In some states it may be illegal for PMPs to transport captured wildlife to a new location.

September 29, 2015

Editor’s Note: This article was reprinted with permission from Techletter, a biweekly training letter for professional pest control technicians from Pinto & Associates.

If you trap nuisance wildlife, even just squirrels, you know that you have three possible options once you have the animal in a trap. You can euthanize it by killing it humanely, you can release it on the customer’s property or you can relocate it to another site. You also should know that federal, state and even local laws may dictate what you can or cannot do with that animal.

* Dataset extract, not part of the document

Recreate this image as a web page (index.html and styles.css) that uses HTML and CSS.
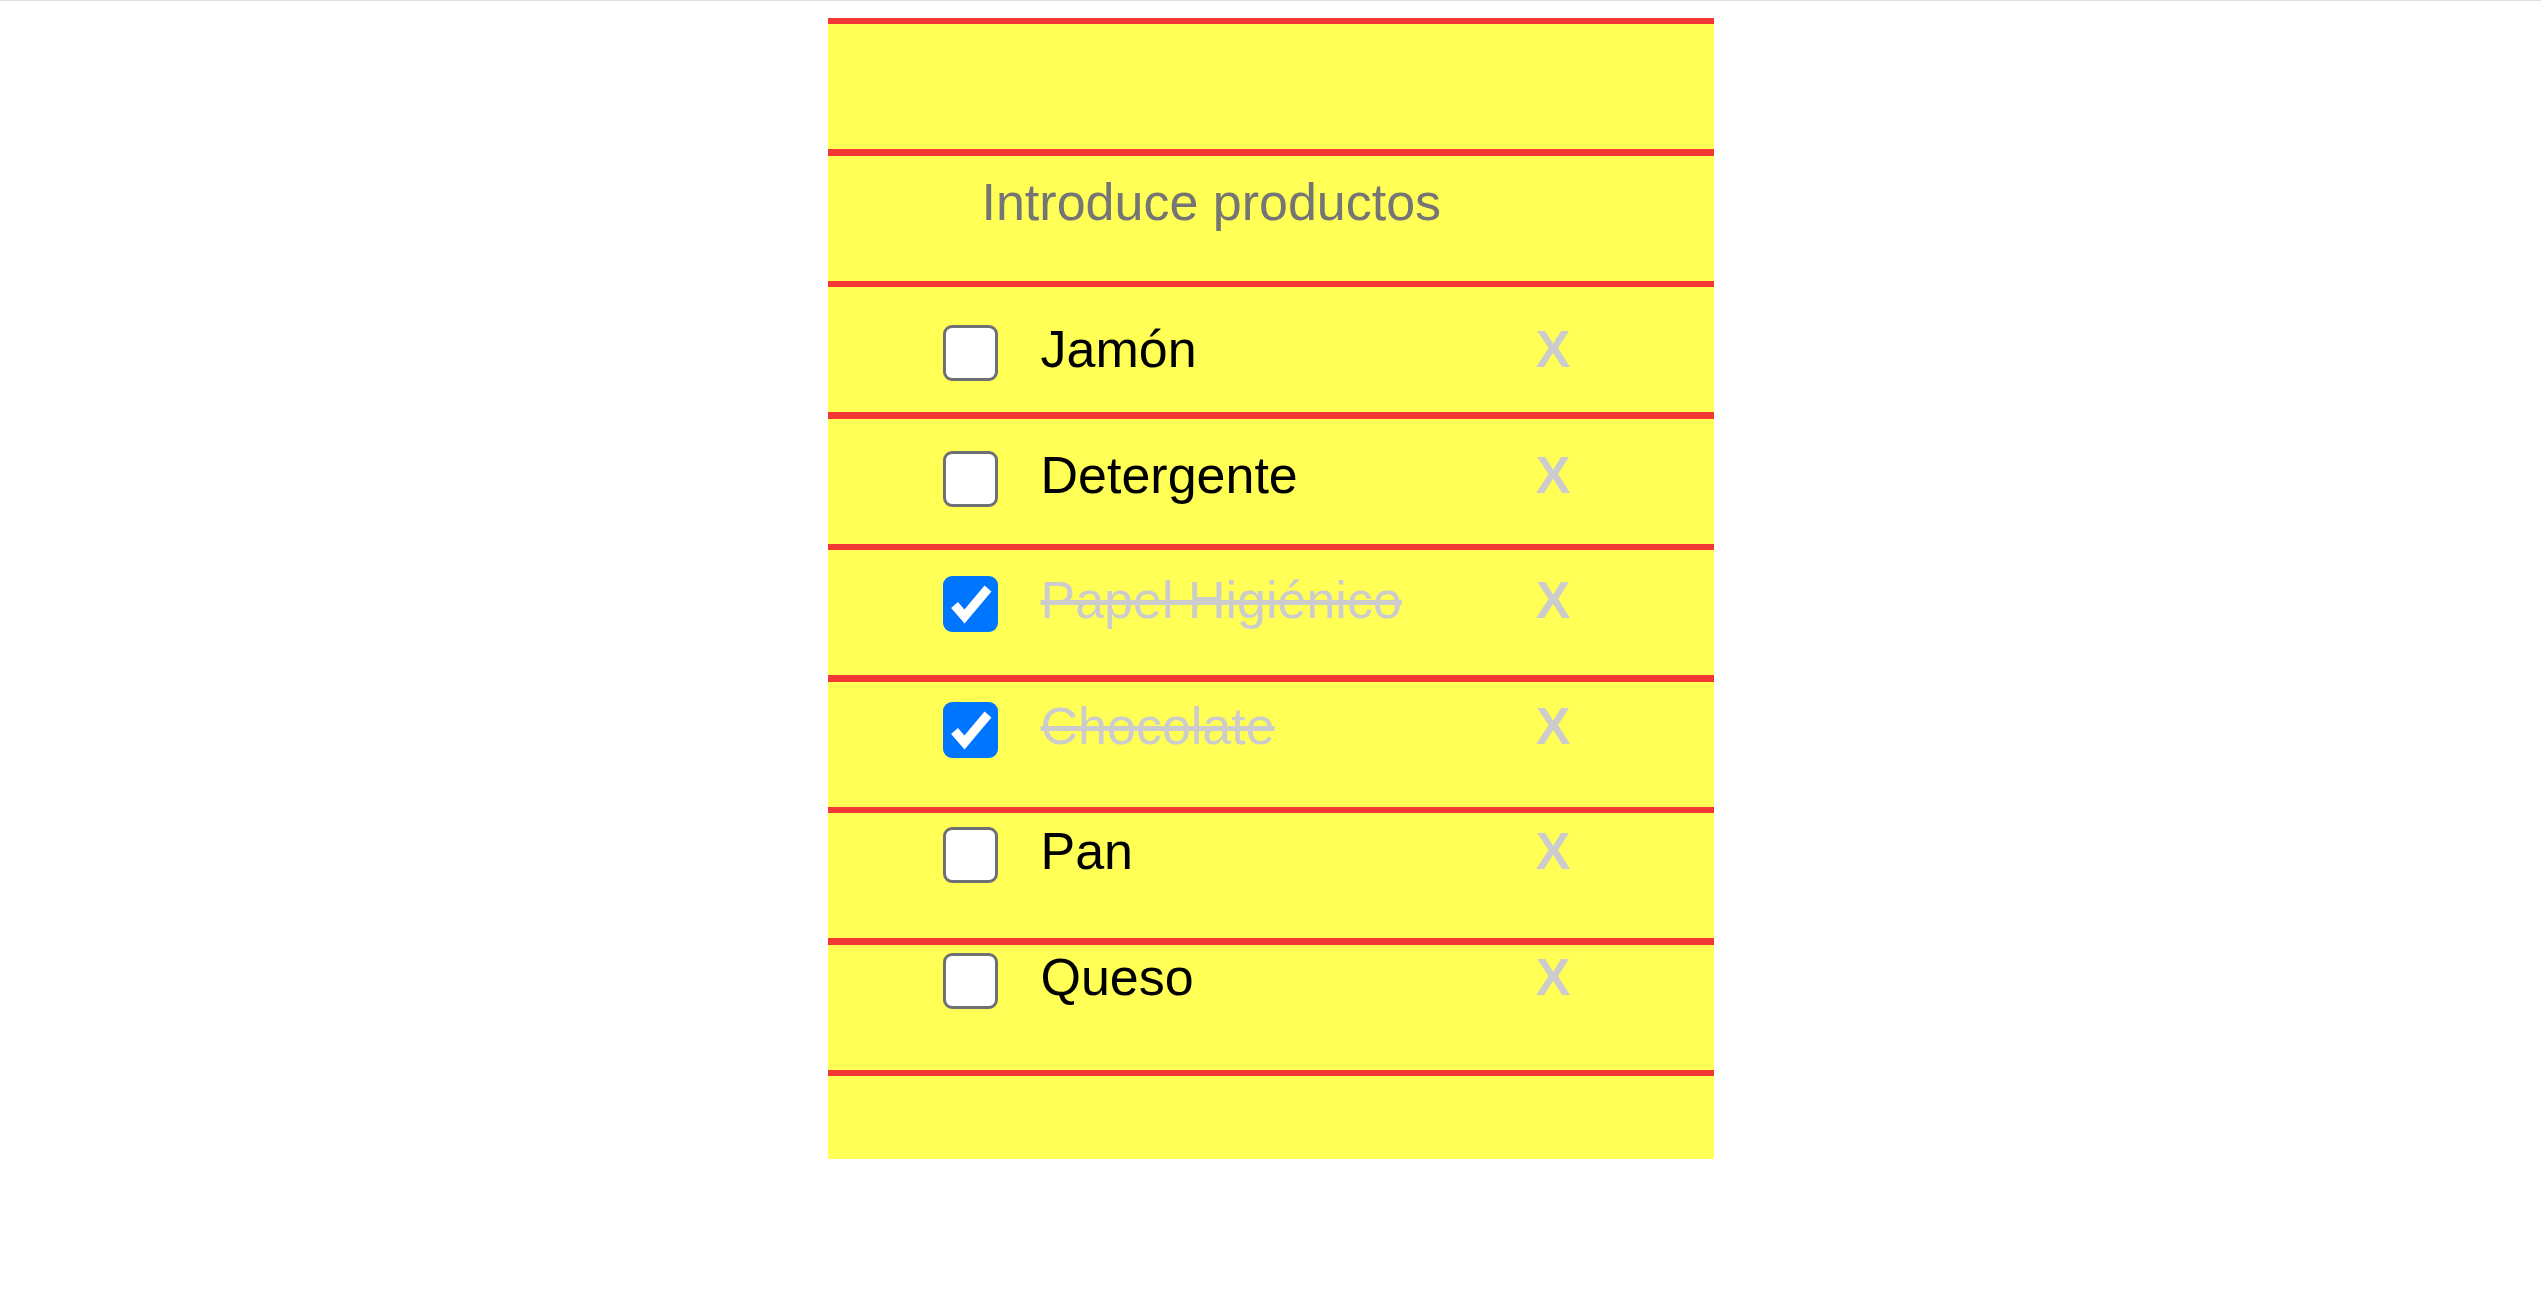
FILE: index.html
```html
<!DOCTYPE html>
<html lang="es">
<head>
    <meta charset="UTF-8">
    <meta name="viewport" content="width=device-width, initial-scale=1.0">
    <title>Lista de la compra</title>
    <link rel="stylesheet" href="styles.css">
</head>
<body>

    <main class="hoja">
        <form class="nuevo">
            <input type="text" class="entrada" placeholder="Introduce productos">
        </form>

        <ul class="productos">
            <li class="producto">
                <input type="checkbox" class="marca">
                <span class="nombre">Jamón</span>
                <button class="borrar">X</button>
            </li>
            <li class="producto">
                <input type="checkbox" class="marca">
                <span class="nombre">Detergente</span>
                <button class="borrar">X</button>
            </li>
            <li class="producto hecho">
                <input type="checkbox" class="marca" checked>
                <span class="nombre">Papel Higiénico</span>
                <button class="borrar">X</button>
            </li>
            <li class="producto hecho">
                <input type="checkbox" class="marca" checked>
                <span class="nombre">Chocolate</span>
                <button class="borrar">X</button>
            </li>
            <li class="producto">
                <input type="checkbox" class="marca">
                <span class="nombre">Pan</span>
                <button class="borrar">X</button>
            </li>
            <li class="producto">
                <input type="checkbox" class="marca">
                <span class="nombre">Queso</span>
                <button class="borrar">X</button>
            </li>
        </ul>
    </main>

</body>
</html>
```

FILE: styles.css
```css
body {
    margin: 0;
    border-top: 1px solid #dfdfe6;
    background-color: #fff;
    font-family: "Liberation Sans", Arial, sans-serif;
}
.hoja {
    width: 886px;
    margin: 17px auto 0;
    padding: 155px 0 86.4px;
    /* hoja de bloc: amarillo con rayas rojas */
    background-color: #ffff55;
    background-image: repeating-linear-gradient(to bottom, #f23737 0, #f23737 6px, transparent 6px, transparent 131.5px);
}
.nuevo {
    margin: 0;
}
.entrada {
    display: block;
    width: 620px;
    height: 58px;
    margin-left: 154px;
    padding: 0;
    border: 0;
    outline: none;
    background: transparent;
    font-family: inherit;
    font-size: 52px;
    color: #000;
}
.entrada::placeholder {
    color: #757575;
}
.productos {
    list-style: none;
    margin: 88px 0 0;
    padding: 0;
}
.producto {
    display: flex;
    align-items: flex-start;
    height: 125.6px;
    padding: 0 143px 0 115px;
}
.marca {
    appearance: none;
    -webkit-appearance: none;
    box-sizing: border-box;
    flex: none;
    width: 55px;
    height: 56px;
    margin: 6px 0 0 0;
    border: 3px solid #6f6f76;
    border-radius: 9px;
    background-color: #fff;
    cursor: pointer;
}
.marca:checked {
    border-color: #0075ff;
    background-color: #0075ff;
    background-image: url("data:image/svg+xml,%3Csvg xmlns='http://www.w3.org/2000/svg' viewBox='0 0 55 56'%3E%3Cpath d='M11.5 29 L21.5 40.5 L45 12.5' fill='none' stroke='%23fff' stroke-width='9'/%3E%3C/svg%3E");
    background-size: 55px 56px;
    background-position: -3px -3px;
}
.nombre {
    flex: 1;
    margin-left: 43px;
    font-size: 52px;
    color: #000;
}
.hecho .nombre {
    color: #ccc;
    text-decoration: line-through;
}
.borrar {
    padding: 0;
    border: 0;
    background: none;
    font-family: inherit;
    font-size: 52px;
    font-weight: bold;
    line-height: normal;
    color: #ccc;
    cursor: pointer;
}
```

In some states, it is illegal to transport an animal to a new location.

Your customer (or maybe even you) might believe that taking the critter to a brand new place where it can run free is the best option for the animal. Unfortunately, that is often not the case. Animals that are translocated rarely do well and may not survive. Some jurisdictions feel that it is more humane to euthanize a trapped animal than to relocate it. A trapped animal is already stressed, and may be injured, and can face a lot of additional trauma when moved to a new location:

  • The animal must try to find food, water and shelter in a new, unfamiliar place, especially difficult if the animal has been moved away from its cached food supply.
  • A new location is probably already occupied by other members of the same species that will not welcome a newcomer into their established territory. They may drive the animal away or even kill it.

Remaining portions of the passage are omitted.